### Instructions for the task
Leaving out the pictures, retype all the material exactly.

····················

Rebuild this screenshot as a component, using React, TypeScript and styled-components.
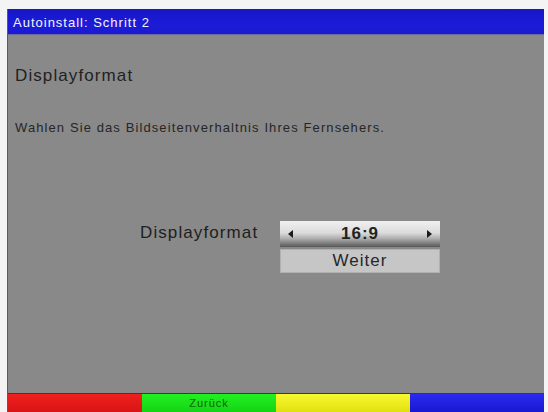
import React from "react";
import styled, { createGlobalStyle } from "styled-components";

const Global = createGlobalStyle`
  html, body { margin: 0; padding: 0; background: #f4f4f4; }
  body { font-family: "Liberation Sans", Arial, sans-serif; }
`;

const Page = styled.div`
  width: 548px;
  height: 412px;
  padding: 9px 4px 0 7px;
  box-sizing: border-box;
  overflow: hidden;
`;

const Screen = styled.div`
  height: 403px;
  display: flex;
  flex-direction: column;
  background: #898989;
  border-left: 1px solid #5a5a66;
  box-sizing: border-box;
`;

const Header = styled.div`
  height: 26px;
  background: linear-gradient(#1616c8, #1c1cd8 60%, #1a1ad0);
  border-top: 1px solid #2a2a3a;
  box-sizing: border-box;
  display: flex;
  align-items: center;
  padding-left: 5px;
  color: #f4f4ff;
  font-size: 13px;
  letter-spacing: 1px;
  border-bottom: 1px solid #6a6a9a;
`;

const Content = styled.div`
  flex: 1;
  display: flex;
  flex-direction: column;
  padding: 31px 0 0 7px;
`;

const Title = styled.div`
  font-size: 17px;
  letter-spacing: 1.1px;
  color: #222;
  line-height: 20px;
`;

const Desc = styled.div`
  margin-top: 35px;
  font-size: 13px;
  letter-spacing: 1.1px;
  color: #262626;
  line-height: 14px;
`;

const Form = styled.div`
  margin-top: 86px;
  margin-left: 125px;
  display: grid;
  grid-template-columns: 140px 160px;
  grid-template-rows: 26px 24px;
  row-gap: 2px;
  align-items: center;
`;

const Label = styled.div`
  font-size: 17px;
  letter-spacing: 1.1px;
  color: #1e1e1e;
  margin-top: -2px;
`;

const Selector = styled.div`
  height: 26px;
  box-sizing: border-box;
  display: flex;
  align-items: center;
  justify-content: space-between;
  padding: 0 8px;
  background: linear-gradient(#f0f0f0 0%, #dcdcdc 45%, #b4b4b4 65%, #808080 85%, #585858 100%);
  color: #222;
  font-size: 17px;
  font-weight: bold;
  letter-spacing: 1px;
`;

const Arrow = styled.span<{ $dir: "l" | "r" }>`
  width: 0;
  height: 0;
  border-top: 4px solid transparent;
  border-bottom: 4px solid transparent;
  ${(p) => (p.$dir === "l" ? "border-right: 5px solid #1a1a1a;" : "border-left: 5px solid #1a1a1a;")}
`;

const Button = styled.div`
  grid-column: 2;
  height: 24px;
  box-sizing: border-box;
  display: flex;
  align-items: center;
  justify-content: center;
  background: #c6c6c6;
  border: 1px solid #b0b0b0;
  color: #262626;
  font-size: 17px;
  letter-spacing: 1px;
`;

const Footer = styled.div`
  height: 19px;
  display: grid;
  grid-template-columns: repeat(4, 1fr);
  border-top: 1px solid #3a3a3a;
  box-sizing: border-box;
`;

const Key = styled.div<{ $c: string }>`
  background: ${(p) => p.$c};
  display: flex;
  align-items: center;
  justify-content: center;
  color: #126012;
  font-size: 11px;
  letter-spacing: 1px;
`;

export default function App() {
  return (
    <Page>
      <Global />
      <Screen>
        <Header>Autoinstall: Schritt 2</Header>
        <Content>
          <Title>Displayformat</Title>
          <Desc>Wahlen Sie das Bildseitenverhaltnis Ihres Fernsehers.</Desc>
          <Form>
            <Label>Displayformat</Label>
            <Selector>
              <Arrow $dir="l" />
              <span>16:9</span>
              <Arrow $dir="r" />
            </Selector>
            <Button>Weiter</Button>
          </Form>
        </Content>
        <Footer>
          <Key $c="linear-gradient(#f02020, #d81414)" />
          <Key $c="linear-gradient(#22f022, #14d414)">Zurück</Key>
          <Key $c="linear-gradient(#f8f830, #e0e010)" />
          <Key $c="linear-gradient(#2a2af0, #1818d0)" />
        </Footer>
      </Screen>
    </Page>
  );
}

····················

### Written response
Rebuild this screenshot as a component, using React, TypeScript and styled-components.
import React from "react";
import styled, { createGlobalStyle } from "styled-components";

const Global = createGlobalStyle`
  html, body { margin: 0; padding: 0; background: #f4f4f4; }
  body { font-family: "Liberation Sans", Arial, sans-serif; }
`;

const Page = styled.div`
  width: 548px;
  height: 412px;
  padding: 9px 4px 0 7px;
  box-sizing: border-box;
  overflow: hidden;
`;

const Screen = styled.div`
  height: 403px;
  display: flex;
  flex-direction: column;
  background: #898989;
  border-left: 1px solid #5a5a66;
  box-sizing: border-box;
`;

const Header = styled.div`
  height: 26px;
  background: linear-gradient(#1616c8, #1c1cd8 60%, #1a1ad0);
  border-top: 1px solid #2a2a3a;
  box-sizing: border-box;
  display: flex;
  align-items: center;
  padding-left: 5px;
  color: #f4f4ff;
  font-size: 13px;
  letter-spacing: 1px;
  border-bottom: 1px solid #6a6a9a;
`;

const Content = styled.div`
  flex: 1;
  display: flex;
  flex-direction: column;
  padding: 31px 0 0 7px;
`;

const Title = styled.div`
  font-size: 17px;
  letter-spacing: 1.1px;
  color: #222;
  line-height: 20px;
`;

const Desc = styled.div`
  margin-top: 35px;
  font-size: 13px;
  letter-spacing: 1.1px;
  color: #262626;
  line-height: 14px;
`;

const Form = styled.div`
  margin-top: 86px;
  margin-left: 125px;
  display: grid;
  grid-template-columns: 140px 160px;
  grid-template-rows: 26px 24px;
  row-gap: 2px;
  align-items: center;
`;

const Label = styled.div`
  font-size: 17px;
  letter-spacing: 1.1px;
  color: #1e1e1e;
  margin-top: -2px;
`;

const Selector = styled.div`
  height: 26px;
  box-sizing: border-box;
  display: flex;
  align-items: center;
  justify-content: space-between;
  padding: 0 8px;
  background: linear-gradient(#f0f0f0 0%, #dcdcdc 45%, #b4b4b4 65%, #808080 85%, #585858 100%);
  color: #222;
  font-size: 17px;
  font-weight: bold;
  letter-spacing: 1px;
`;

const Arrow = styled.span<{ $dir: "l" | "r" }>`
  width: 0;
  height: 0;
  border-top: 4px solid transparent;
  border-bottom: 4px solid transparent;
  ${(p) => (p.$dir === "l" ? "border-right: 5px solid #1a1a1a;" : "border-left: 5px solid #1a1a1a;")}
`;

const Button = styled.div`
  grid-column: 2;
  height: 24px;
  box-sizing: border-box;
  display: flex;
  align-items: center;
  justify-content: center;
  background: #c6c6c6;
  border: 1px solid #b0b0b0;
  color: #262626;
  font-size: 17px;
  letter-spacing: 1px;
`;

const Footer = styled.div`
  height: 19px;
  display: grid;
  grid-template-columns: repeat(4, 1fr);
  border-top: 1px solid #3a3a3a;
  box-sizing: border-box;
`;

const Key = styled.div<{ $c: string }>`
  background: ${(p) => p.$c};
  display: flex;
  align-items: center;
  justify-content: center;
  color: #126012;
  font-size: 11px;
  letter-spacing: 1px;
`;

export default function App() {
  return (
    <Page>
      <Global />
      <Screen>
        <Header>Autoinstall: Schritt 2</Header>
        <Content>
          <Title>Displayformat</Title>
          <Desc>Wahlen Sie das Bildseitenverhaltnis Ihres Fernsehers.</Desc>
          <Form>
            <Label>Displayformat</Label>
            <Selector>
              <Arrow $dir="l" />
              <span>16:9</span>
              <Arrow $dir="r" />
            </Selector>
            <Button>Weiter</Button>
          </Form>
        </Content>
        <Footer>
          <Key $c="linear-gradient(#f02020, #d81414)" />
          <Key $c="linear-gradient(#22f022, #14d414)">Zurück</Key>
          <Key $c="linear-gradient(#f8f830, #e0e010)" />
          <Key $c="linear-gradient(#2a2af0, #1818d0)" />
        </Footer>
      </Screen>
    </Page>
  );
}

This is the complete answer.